Kepeduliannya itu sudah terlihat sejak 2018 lalu. Kala itu dia melihat cukup banyak sampah kain bekas baju seragam suaminya. Ia pun berpikir bahwa sangat disayangkan bila dibuang begitu saja. Iseng ia membuat sarung bantal dari kain sisa yang dijahit sedemikian rupa.
“Awalnya iseng saja, trus ada temen ke rumah dan lihat sarung bantal dari kain perca itu, lalu saya diminta buat untuknya,” ujar Dian.
Dari situlah Dian mulai memanfaatkan kain sisa atau kain perca dan menjadikannya sesuatu yang bernilai ekonomis. Dan tentunya bisa digunakan kembali oleh masyarakat.
Pada awalnya, ibu berusia 46 tahun ini mendapatkan kain perca dari penjahit secara cuma-Cuma, karena memang kain-kain perca itu tidak dipakai lagi. Lama-kelamaan ia merasa tak enak hati. Ia memutuskan untuk membeli kain perca dari para penjahit dengan harga bervariatif per kantongnya. Tergantung jenis kainnya. Mulai dari Rp15 ribu rupiah untuk kain biasa hingga Rp50 ribu untuk kain batik khas Kalteng.
“Kain perca ini kan sayang kalau dibuang dan dibakar begitu saja, karena saya sangat cinta dan peduli lingkungan, makanya saya sulap kain perca jadi sarung bantal dan tas belanja,” ungkap Dian.
Untuk pembuatan satu set (lima buah sarung bantal dan satu taplak meja) memakan waktu sekitar tiga sampai enam hari.

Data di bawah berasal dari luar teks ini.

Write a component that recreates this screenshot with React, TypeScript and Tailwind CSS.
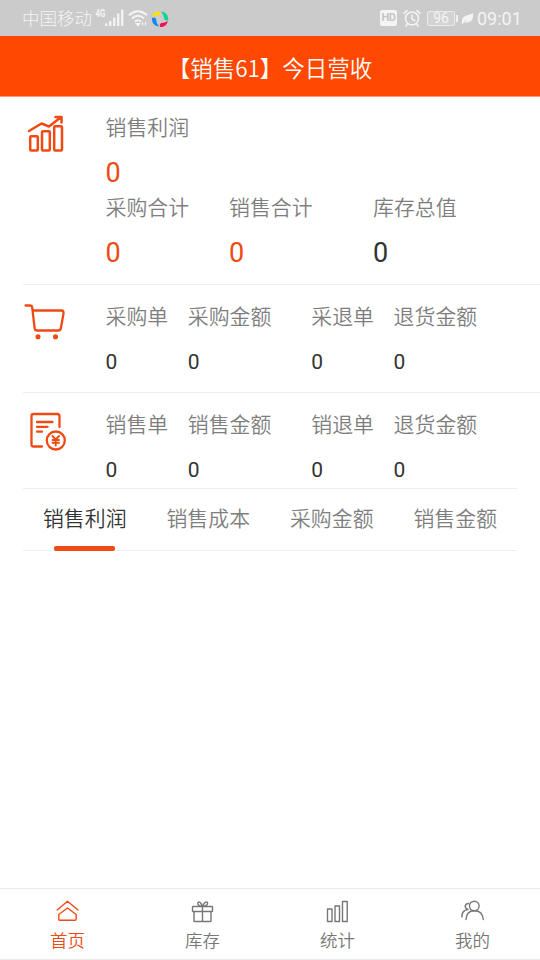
import React from "react";

const Signal = () => (
  <svg className="h-[20px] w-[30px]" viewBox="0 0 30 20" fill="none">
    <text x="0.500" y="9" fontSize="10.500" fontWeight="700" fill="#f4f4f4" fontFamily="Roboto" textLength="10" lengthAdjust="spacingAndGlyphs">4G</text>
    <path d="M11.3 18v-2.500M15.2 18v-5M19.2 18v-8.500M23.200 18V5.500M27.200 18V1.500" stroke="#f2f2f2" strokeWidth="2.400" />
  </svg>
);

const Wifi = () => (
  <svg className="h-[18px] w-[20px]" viewBox="0 0 20 18" fill="none" stroke="#f4f4f4" strokeWidth="1.9">
    <path d="M1 6.200Q10-1.500 19 6.200M4 9.500Q10 4 16 9.500M7 12.500Q10 10 13 12.500" />
    <path d="M8.300 14.500h3.400L10 16.500zM14.500 13v3.500M17.500 13v3.500" strokeWidth="1.200" fill="#f4f4f4" />
  </svg>
);

const Pinwheel = () => (
  <svg className="h-[18px] w-[18px]" viewBox="0 0 18 18">
    <path d="M1 7Q2 1 9 1.500Q10 3 8.500 5Q5 5 1 7Z" fill="#ffe000" />
    <path d="M10 1.500Q17 2 17.500 10Q15 11 13.500 9.500Q13 5 10 1.500Z" fill="#10d291" />
    <path d="M17 11Q15 17.500 9 17Q8 14.500 10 13Q14 13 17 11Z" fill="#f50c59" />
    <path d="M.8 8Q3 7 5 8.500Q5 13 8 16.500Q1 16 .8 8Z" fill="#1687ee" />
  </svg>
);

const StatusBar = () => (
  <div className="flex h-9 items-center bg-[#cbcbcb] text-[#f4f4f4]">
    <span className="mt-[2px] ml-[22px] w-[73px] text-[17.500px] leading-6 font-light">中国移动</span>
    <div className="-mt-[1px]"><Signal /></div>
    <div className="ml-[3px]"><Wifi /></div>
    <div className="ml-[3px] mt-[1px]"><Pinwheel /></div>
    <div className="ml-auto mr-[18px] flex items-center">
      <span className="flex h-4 w-[17px] items-center justify-center rounded-[2px] bg-[#f4f4f4] text-[11px] font-bold tracking-[-0.5px] text-[#c4c4c4]">HD</span>
      <svg className="ml-[6px] h-[18px] w-[18px]" viewBox="0 0 18 18" fill="none" stroke="#f4f4f4" strokeWidth="1.600" strokeLinecap="round">
        <circle cx="9" cy="9.500" r="6.500" />
        <path d="M9 6v4l2.500 1.500M1.200 4.200 4 1.500M16.800 4.200 14 1.500M4 15.500 3 17M14 15.500l1 1.500" />
      </svg>
      <span className="ml-[6px] flex h-[15px] w-[28px] items-center justify-center rounded-[2px] border border-[#eaeaea] bg-[#d3d3d3] text-[14px] leading-none">96</span>
      <span className="ml-[1px] h-[7px] w-[2px] bg-[#f0f0f0]" />
      <svg className="ml-[3px] h-[13px] w-[13px]" viewBox="0 0 13 13">
        <path d="M1 12Q0 6 4 4Q8 3 12 1Q13 10 6 10.500Q4 10.500 3 10L1.500 12.500Z" fill="#f4f4f4" />
        <path d="M3 10 6 7.500" stroke="#cbcbcb" strokeWidth=".5" />
      </svg>
      <span className="mt-[2px] ml-[3px] w-[45px] text-[18px] leading-6">09:01</span>
    </div>
  </div>
);

const GrowthIcon = () => (
  <svg className="h-[40px] w-[44px]" viewBox="0 0 44 40" fill="none" stroke="#f04a14" strokeWidth="2.500" strokeLinecap="round" strokeLinejoin="round">
    <rect x="7.200" y="24.200" width="7.600" height="14.300" rx="1" />
    <rect x="19" y="19.200" width="7.800" height="19.300" rx="1" />
    <rect x="31.200" y="14.200" width="7.800" height="24.300" rx="1" />
    <path d="M6 19 18.500 11.500 26 14.500 37.500 5.500M32.500 5H38.500V10.500" />
  </svg>
);

const CartIcon = () => (
  <svg className="h-[40px] w-[44px]" viewBox="0 0 44 40" fill="none" stroke="#f04a14" strokeWidth="2.300" strokeLinecap="round" strokeLinejoin="round">
    <path d="M2.500 4.500H7Q9 4.500 9.200 6.500L11.700 27.500Q12 29.500 14 29.500H35Q37.500 29.500 37.800 27.500L40.500 12.500Q40.800 9.500 38.500 9.500H10" />
    <circle cx="15" cy="35.800" r="1.800" fill="#f04a14" strokeWidth="1.500" />
    <circle cx="32.500" cy="35.800" r="1.800" fill="#f04a14" strokeWidth="1.500" />
  </svg>
);

const BillIcon = () => (
  <svg className="mt-[2px] h-[40px] w-[44px]" viewBox="0 0 44 40" fill="none" stroke="#f04a14" strokeWidth="2.300" strokeLinecap="round" strokeLinejoin="round">
    <path d="M36.500 16V5Q36.500 3 34.500 3H10.500Q8.500 3 8.500 5V33.500Q8.500 35.500 10.500 35.500H19M14 11H29.500M14 15.800H24.500M14 20.700H19" />
    <circle cx="32.800" cy="29.500" r="9" />
    <path d="M29.500 25 32.700 28.500 36 25M29.500 29H36M29.500 31.700H36M32.700 28.500V34.500" strokeWidth="1.900" />
  </svg>
);

interface LabelProps {
  label: string;
  width: string;
}

const Label = ({ label, width }: LabelProps) => (
  <div className={"whitespace-nowrap text-[#7e7e7e] " + width}>{label}</div>
);

const OrderSection = ({ icon, labels }: { icon: React.ReactNode; labels: string[] }) => {
  const widths = ["w-[82.300px]", "w-[123.500px]", "w-[82.300px]", "w-[82.300px]"];
  return (
    <div className="flex">
      <div className="w-[82.500px] shrink-0 pt-[16px]">{icon}</div>
      <div className="pt-[17px]">
        <div className="flex h-[30px] leading-[30px]">
          {labels.map((label, i) => <Label key={i} label={label} width={widths[i]} />)}
        </div>
        <div className="mt-[16px] flex h-[28px] text-[21px] leading-[28px] text-[#333]">
          {labels.map((_, i) => <span key={i} className={widths[i]}>0</span>)}
        </div>
      </div>
    </div>
  );
};

const navStroke = { fill: "none", stroke: "currentColor", strokeWidth: 1.4, strokeLinecap: "round", strokeLinejoin: "round" } as const;

const navItems = [
  {
    label: "首页",
    icon: <path d="M1.200 10 11.500 1.200 22 10M2.800 20V14.500L11.500 8 20.200 14.500V19Q20.200 20.200 19 20.200H4Q2.800 20.200 2.800 19Z" />,
  },
  {
    label: "库存",
    icon: <path d="M2 6.500H21Q21.500 6.500 21.500 7V11Q21.500 11.500 21 11.500H2Q1.500 11.500 1.500 11V7Q1.500 6.500 2 6.500ZM3 11.500V21Q3 21.500 3.500 21.500H19.500Q20 21.500 20 21V11.500M11.500 6.500V21.500M11.500 6.500Q5.500 5.500 7 2.500Q9 .5 11.500 6.500Q14 .5 16.500 2.500Q17.500 5.500 11.500 6.500" />,
  },
  {
    label: "统计",
    icon: <path d="M1.500 9H6V21.500H1.500ZM9 6H13.500V21.500H9ZM16.500 1.500H21.200V21.500H16.500Z" />,
  },
  {
    label: "我的",
    icon: <><circle cx="13.300" cy="6" r="4.800" /><path d="M5 19.500Q5.500 10.800 13.500 10.800Q21.500 10.800 22.300 19.500M.8 17Q1 10 7 9.500Q4 8.500 4.200 6Q4.800 3.500 7.500 3.500" /></>,
  },
];

export default function App() {
  return (
    <div className="flex h-[960px] w-[540px] flex-col overflow-hidden bg-white font-[Roboto,'Noto_Sans_CJK_SC',sans-serif] text-[20.900px]">
      <StatusBar />
      <header className="flex h-[61px] items-center justify-center border-b border-[#ff9a78] bg-[#ff4801] pt-[5px] text-[22.500px] text-white">
        <span className="whitespace-nowrap font-[350]">【销售<span className="font-['Noto_Sans_CJK_SC',sans-serif]">61</span>】今日营收</span>
      </header>

      <main className="ml-[23px] flex-1 font-[350]">
        <section className="flex h-[188px] border-b border-[#eeeeee]">
          <div className="w-[82.500px] shrink-0 pt-[15px]"><GrowthIcon /></div>
          <div className="pt-[16px]">
            <div className="h-[30px] leading-[30px]"><Label label="销售利润" width="w-[123.500px]" /></div>
            <div className="mt-[14px] h-[32px] text-[27px] leading-[32px] font-normal text-[#f04a14]">0</div>
            <div className="mt-[4px] flex h-[30px] leading-[30px]">
              <Label label="采购合计" width="w-[123.500px]" />
              <Label label="销售合计" width="w-[144px]" />
              <Label label="库存总值" width="w-[144px]" />
            </div>
            <div className="mt-[14px] flex h-[32px] text-[27px] leading-[32px] font-normal text-[#f04a14]">
              <span className="w-[123.500px]">0</span>
              <span className="w-[144px]">0</span>
              <span className="w-[144px] text-[#333]">0</span>
            </div>
          </div>
        </section>
        <section className="h-[108px] border-b border-[#eeeeee] [&_span]:font-normal">
          <OrderSection icon={<CartIcon />} labels={["采购单", "采购金额", "采退单", "退货金额"]} />
        </section>
        <section className="h-[96px] w-[494px] border-b border-[#eeeeee] [&_span]:font-normal">
          <OrderSection icon={<BillIcon />} labels={["销售单", "销售金额", "销退单", "退货金额"]} />
        </section>
        <div className="flex h-[62px] w-[494px] border-b border-[#eeeeee] leading-[60px]">
          {["销售利润", "销售成本", "采购金额", "销售金额"].map((tab, i) => (
            <div key={tab} className={"relative flex-1 text-center " + (i === 0 ? "text-[#333]" : "text-[#7e7e7e]")}>
              {tab}
              {i === 0 && <i className="absolute -bottom-[1px] left-[31px] h-[5px] w-[61px] rounded-[2px] bg-[#f04a14]" />}
            </div>
          ))}
        </div>
      </main>

      <nav className="flex h-[72px] shrink-0 border-y border-[#eaeaea] font-[350]">
        {navItems.map((item, i) => (
          <div key={item.label} className={"flex flex-1 flex-col items-center pt-[11px] " + (i === 0 ? "text-[#f04a14]" : "text-[#777]")}>
            <svg className="h-[23px] w-[23px]" viewBox="0 0 23 23" {...navStroke}>{item.icon}</svg>
            <span className="mt-[6px] text-[17.500px] leading-6">{item.label}</span>
          </div>
        ))}
      </nav>
    </div>
  );
}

Per paketnya dijual sekitar Rp400 ribu.
Setelah sukses di pembuatan sarung bantal dari kain perca, Dian melihat ada sisi lain dari kain perca yang bisa dimanfaatkan. Muncul ide membuat tas belanja untuk menggantikan penggunaan kantong plastik untuk berbelanja. Tentunya sangat ramah lingkungan, karena tas belanja ini bisa digunakan berulang kali dibandingkan kantong plastik.
Karena rasa peduli akan go green Kota Palangka Raya, tas belanja karyanya itu ia promosikan secara langsung kepada masyarakat dengan cara memakainya saat jalan-jalan. Alhasil banyak yang berminat membeli tas belanja buatannya.
Dian menyebut, pembuatan satu tas belanja bisa memakan waktu satu hari, sesuai tingkat kerumitan motifnya. Satu tas belanja dijual dengan harga mulai dari Rp40 ribu sampai Rp80 ribu. Bahan dasar tas itu berupa perpaduan antara kain blancu atau kain yang biasa digunakan untuk karung tepung terigu, lalu dipadukan dengan motif kain perca yang disambung sedemikian rupa. Untuk menyambungkan satu meter kain perca, perlu waktu sampai satu hari.
“Kenapa lama, karena sendiri yang mengerjakannya,” tutur Dian.
Ia menambahkan, sejah ini penjualan tas belanja karyanya ini cukup bagus. Bank Indonesia (BI) pernah memesan sebanyak 100 tas belanja produknya itu. Lalu pada kloter kedua dipesan lagi sebanyak 75 tas untuk tempat paket sembako.
Baru-baru ini Dian dapat lagi pesanan dari Kedai Itah untuk pembuatan 20 tas belanja per minggu. Sebagaimana diketahui, para pengunjung maupun pemilik (owner) Kedai Itah sangat anti dengan penggunaan kantong plastik.